Leitores mais atentos podem estar se perguntando: mas em Governo Cristian cancela evento de recepção a professores de Cachoeirinha que custaria R$ 250 mil; As versões e a polêmica o jornalista criticou o evento que era produzido por Cachoeirinha para receber os professores devido ao custo, e agora cobra que a Prefeitura deveria fazer o mesmo?
Nada mais desigual do que tratar da mesma forma os diferentes, entendo. A Prefeitura de Cachoeirinha enfrenta uma interminável crise financeira, Gravataí não. E o custo do evento vizinho era de R$ 250 mil, para uma rede três vezes menor.
Gravataí tem um orçamento de R$ 1,2 bilhão para 2025, Cachoeirinha nem metade. Só para Educação são estimados mais de R$ 250 milhões no orçamento da educação de Gravataí para este ano.
Mas vamos ao ponto.
É inegável que se trata de uma categoria cuja relação de altos e baixos é histórica não só com o governo Zaffa, mas com todos os governos. Que recentemente passou por uma reforma da previdência, trabalha em escolas que o próprio prefeito, no discurso de posse do secretariado, referiu como precárias e, nesta semana, tinha apresentado ao prefeito uma pauta de reivindicações alegando defasagem salarial de 25% – ou um quarto dos salários – só com perdas inflacionárias; mesmo o governo pague o piso do magistério e não considere haver defasagem, sustentando que os índices não concedidos entre 2016 e 2020 foram a forma de evitar o agravamento do déficit do IPAG, hoje IPG, o instituto que garante as aposentadorias dos servidores públicos municipal.
Quem achar que é só mimimi, talvez não conheça tanto quando acha a segunda maior rede de ensino do Rio Grande do Sul, e como as coisas reverberam no chão da escola. É, foi, e sempre será, uma relação delicada, cuja governança talvez caiba na frase do político gaúcho Pinheiro Machado, em 1915 instruindo o seu cocheiro sobre como conduzir a carruagem diante de uma multidão feroz: “Nem tão devagar que pareça afronta, nem tão depressa que pareça medo”.

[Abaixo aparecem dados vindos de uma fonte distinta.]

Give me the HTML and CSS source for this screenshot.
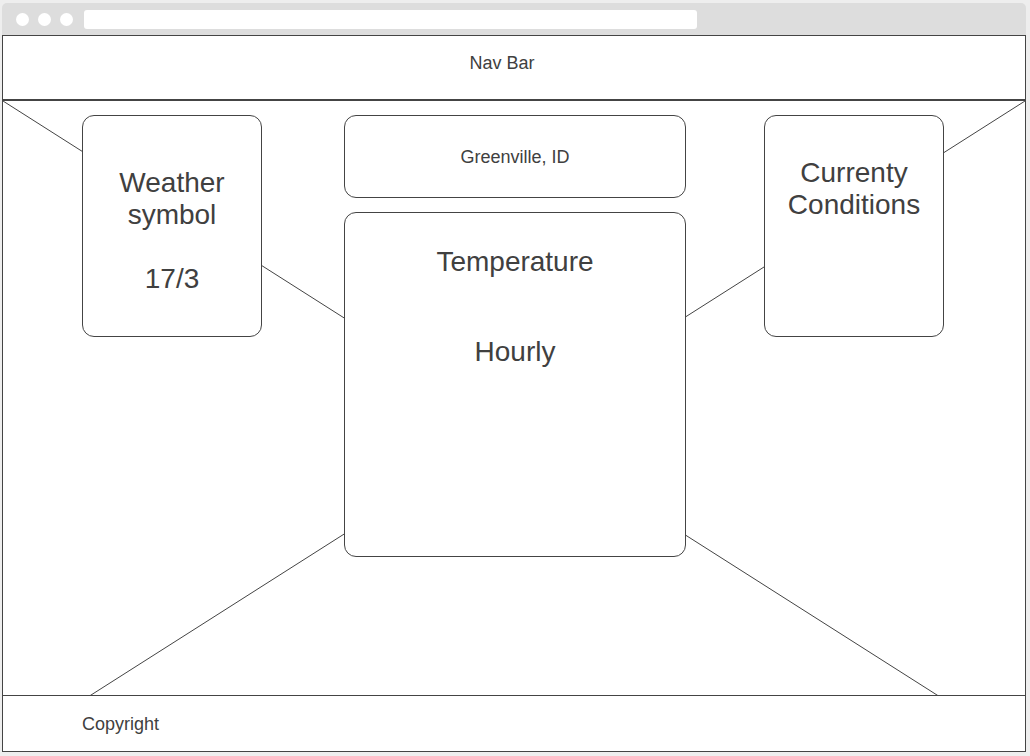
FILE: index.html
```html
<!DOCTYPE html>
<html lang="en">
<head>
  <meta charset="UTF-8" />
  <meta name="viewport" content="width=device-width, initial-scale=1.0"/>
  <title>Weather | Wireframe</title>
  <link rel="stylesheet" href="styles.css">
</head>
<body>

  <div class="window">
    <div class="chrome">
      <span class="dot"></span>
      <span class="dot"></span>
      <span class="dot"></span>
      <div class="url"></div>
    </div>

    <div class="frame">
      <header class="navbar">Nav Bar</header>

      <div class="content">
        <!-- placeholder cross behind the cards -->
        <svg class="cross" viewBox="0 0 100 100" preserveAspectRatio="none">
          <line x1="0" y1="0" x2="100" y2="100" />
          <line x1="100" y1="0" x2="0" y2="100" />
        </svg>

        <main class="cards">
          <section class="card side weather">Weather<br>symbol<br><br>17/3</section>

          <div class="middle">
            <section class="card location">Greenville, ID</section>
            <section class="card temp">
              <p>Temperature</p>
              <p class="hourly">Hourly</p>
            </section>
          </div>

          <section class="card side current">Currenty<br>Conditions</section>
        </main>

        <footer>Copyright</footer>
      </div>
    </div>
  </div>

</body>
</html>
```

FILE: styles.css
```css
* {
  margin: 0;
  padding: 0;
  box-sizing: border-box;
  font-family: 'Liberation Sans', Arial, sans-serif;
}

body {
  background-color: #eeeeee;
  color: #404040;
}

.window {
  width: 1024px;
  margin: 3px 0 0 2px;
}

.chrome {
  height: 32px;
  background-color: #dddddd;
  border-radius: 5px 5px 0 0;
  display: flex;
  align-items: center;
  padding-left: 14px;
}

.dot {
  width: 13px;
  height: 13px;
  border-radius: 50%;
  background-color: #fff;
  margin-right: 9px;
}

.url {
  width: 613px;
  height: 19px;
  margin-left: 2px;
  background-color: #fff;
  border-radius: 3px;
}

.frame {
  border: 1px solid #444;
  background-color: #fff;
}

.navbar {
  height: 65px;
  border-bottom: 2px solid #444;
  padding: 17px 24px 0 0;
  text-align: center;
  font-size: 18px;
}

.content {
  position: relative;
}

.cross {
  position: absolute;
  top: 0;
  left: 0;
  width: 100%;
  height: 100%;
}

.cross line {
  stroke: #444;
  stroke-width: 1;
  vector-effect: non-scaling-stroke;
}

.cards {
  position: relative;
  height: 594px;
  padding: 14px 0 0 79px;
  display: flex;
  align-items: flex-start;
}

.card {
  background-color: #fff;
  border: 1px solid #444;
  border-radius: 12px;
  text-align: center;
  font-size: 28px;
}

.side {
  width: 180px;
  height: 222px;
}

.weather {
  padding-top: 51px;
}

.current {
  padding-top: 41px;
}

.middle {
  width: 342px;
  margin: 0 78px 0 82px;
  display: flex;
  flex-direction: column;
  gap: 14px;
}

.location {
  height: 83px;
  padding-top: 2px;
  display: flex;
  align-items: center;
  justify-content: center;
  font-size: 18px;
}

.temp {
  height: 345px;
  padding-top: 33px;
}

.temp .hourly {
  margin-top: 58px;
}

footer {
  position: relative;
  height: 56px;
  background-color: #fff;
  border-top: 1px solid #444;
  padding: 18px 0 0 79px;
  font-size: 18px;
}
```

Reputo não precisava a Secretaria da Educação trazer para a equação pastor, igreja e cruz cintilando na parede em foto publicada nas redes do município. É uma crise desnecessária, por evitável. Até porque até onde sei o prefeito acredita no estado laico. E, para além da organização de evento de abertura do ano letivo, deve estar mais preocupado por Gravataí figurar em 358º entre os 497 municípios gaúchos no Índice Municipal de Educação (IMERS).